Alvarez grew up the son of an immigrant in Miami, where he was able to make it through college and law school. He went to work for a Miami law firm, eventually worked his way up to managing partner and grew the firm into the single largest law firm in the country, with nearly 2,000 attorneys.
“What I like about him is he talks about diversity without any hint of entitlement,” Lewis said. “I’ve heard him speak, and he’s the best speaker on diversity I’ve ever heard, and I’ve probably heard a couple dozen people speak on that topic.” ?
All the pieces fall together
Lewis said he tried to garner the best speakers and panels he could and tried to spread out several big events rather than host a spectrum of smaller events that could conflict with each other.
“I wanted to try to get a few big-name programs that everybody could go to together,” Lewis said. “(And) with the CLEs, we want to provide (attorneys) some useful and timely training that they can use in their practice every day.”
The TBA acted as co-sponsor for the CLE programs, along with the Tennessee Lawyers Association for Women and the Tennessee Alliance for Black Lawyers. The first program on jury selection, which will be Saturday at 9:30 a.m., will feature a panel from the U.S. District Court for the Western District of Tennessee.
Another Saturday session at 10:45 a.m. is called “Discovery of Electronically Stored Information.” Magistrate Judges Diane Vescovo and Tu M. Pham of the U.S. District Court of Tennessee, Judge Lorrie Ridder of the Shelby County Circuit Court and Chancellor Russell. T. Perkins of Nashville will hold that session.
“We’ve got a new electronic discovery rule that goes into effect July 1, a new state rule,” said Lewis. “So we’re having a couple of federal magistrates to talk about what they’ve seen under the federal rule and then talk about the state rule and the differences, as well as what we expect the impact of the state rule to be on practice.”
A Saturday legal clinic will be held at 9 a.m. by the Memphis Bar Association’s Access to Justice Committee. Lewis said the 35 lawyers in the bar’s Leadership Law class will staff this particular legal clinic as their graduation project.?Linda Warren Seely, director of pro bono projects at the MBA, has estimated they will have about 50 clients at the clinic, Lewis said.

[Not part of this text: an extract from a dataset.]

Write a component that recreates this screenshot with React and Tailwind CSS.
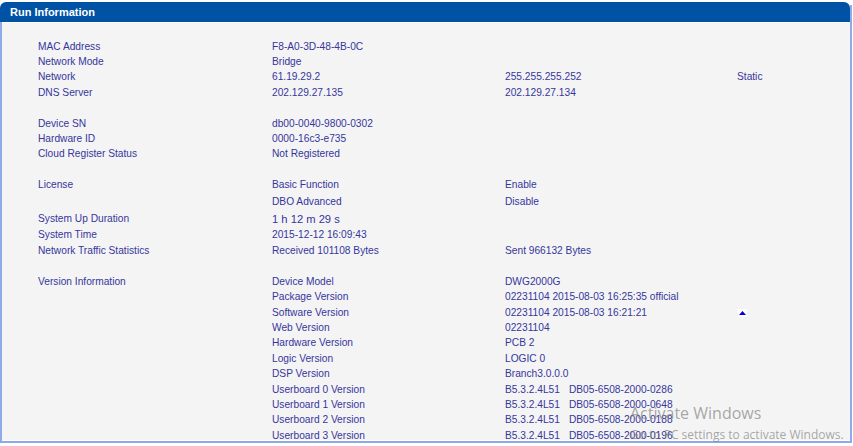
import React from "react";

const Up = () => (
  <span className="inline-flex items-center justify-center w-[9px] h-[8px] bg-white ml-[1px]">
    <svg width="7" height="4" viewBox="0 0 7 4">
      <path d="M3.5 0 L7 4 L0 4 Z" fill="#0000e0" />
    </svg>
  </span>
);

function Row({ h, cells }) {
  return (
    <div className={`grid grid-cols-[234px_233px_232px_1fr] ${h}`}>
      {[0, 1, 2, 3].map((i) => (
        <div key={i} className="flex items-center whitespace-nowrap">
          {cells && cells[i]}
        </div>
      ))}
    </div>
  );
}

const UB = ({ a, b }) => (
  <span>
    {a}
    <span className="ml-[9px]">{b}</span>
  </span>
);

export default function App() {
  const R = "h-[15.4px]";
  return (
    <div
      className="relative w-[853px] h-[446px] bg-white text-[#36369c] text-[10.2px] leading-none"
      style={{ fontFamily: '"Liberation Sans", Arial, sans-serif' }}
    >
      <div className="w-[852px] pt-[2px]">
        <div className="flex">
          <div className="w-[850px] h-[20px] rounded-t-[6px] bg-[#0052a5] flex items-center pl-[10px] text-white font-bold text-[11px]">
            Run Information
          </div>
          <div className="w-[2px] mt-[3px] bg-[#8eaaea]" />
        </div>
        <div className="border-l-2 border-r-2 border-b-2 border-[#8eaaea]">
          <div className="border-t border-b border-white bg-[#f4f4f4] pt-[16px] pl-[36px] h-[419px] overflow-hidden">
            <Row h={R} cells={["MAC Address", "F8-A0-3D-48-4B-0C"]} />
            <Row h={R} cells={["Network Mode", "Bridge"]} />
            <Row h={R} cells={["Network", "61.19.29.2", "255.255.255.252", "Static"]} />
            <Row h={R} cells={["DNS Server", "202.129.27.135", "202.129.27.134"]} />
            <Row h={R} />
            <Row h={R} cells={["Device SN", "db00-0040-9800-0302"]} />
            <Row h={R} cells={["Hardware ID", "0000-16c3-e735"]} />
            <Row h={R} cells={["Cloud Register Status", "Not Registered"]} />
            <Row h={R} />
            <Row h="h-[16px]" cells={["License", "Basic Function", "Enable"]} />
            <Row h="h-[18px]" cells={["", "DBO Advanced", "Disable"]} />
            <Row
              h="h-[16px]"
              cells={["System Up Duration", <span className="text-[11.2px]">1 h 12 m 29 s</span>]}
            />
            <Row h="h-[16px]" cells={["System Time", "2015-12-12 16:09:43"]} />
            <Row
              h={R}
              cells={["Network Traffic Statistics", "Received 101108 Bytes", "Sent 966132 Bytes"]}
            />
            <Row h={R} />
            <Row h={R} cells={["Version Information", "Device Model", "DWG2000G"]} />
            <Row h={R} cells={["", "Package Version", "02231104 2015-08-03 16:25:35 official"]} />
            <Row h={R} cells={["", "Software Version", "02231104 2015-08-03 16:21:21", <Up />]} />
            <Row h={R} cells={["", "Web Version", "02231104"]} />
            <Row h={R} cells={["", "Hardware Version", "PCB 2"]} />
            <Row h={R} cells={["", "Logic Version", "LOGIC 0"]} />
            <Row h={R} cells={["", "DSP Version", "Branch3.0.0.0"]} />
            <Row h={R} cells={["", "Userboard 0 Version", <UB a="B5.3.2.4L51" b="DB05-6508-2000-0286" />]} />
            <Row h={R} cells={["", "Userboard 1 Version", <UB a="B5.3.2.4L51" b="DB05-6508-2000-0648" />]} />
            <Row h={R} cells={["", "Userboard 2 Version", <UB a="B5.3.2.4L51" b="DB05-6508-2000-0188" />]} />
            <Row h={R} cells={["", "Userboard 3 Version", <UB a="B5.3.2.4L51" b="DB05-6508-2000-0196" />]} />
          </div>
        </div>
      </div>
      <div
        className="absolute left-[630px] top-[403px] text-[rgba(120,120,120,0.65)] pointer-events-none"
        style={{ fontFamily: '"Open Sans", "Noto Sans", sans-serif' }}
      >
        <div className="text-[16px] leading-[20px]">Activate Windows</div>
        <div className="text-[12px] leading-[16px] mt-[4px]">Go to PC settings to activate Windows.</div>
      </div>
    </div>
  );
}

“That clinic will be available to be viewed by other bar leaders from around the state, and my wife will have as her guest Donna Pettus, the incoming president of the Arkansas Bar Association,” Lewis said. “Donna’s coming to see how we’re going to do this clinic; she’s looking at doing something like that in Arkansas.”
Lewis hopes the message of access to justice he has emphasized will take hold in other states as well as resonate with Tennessee attorneys.
“We want to provide them with some inspiration to continue with the fight for access to justice,” he said.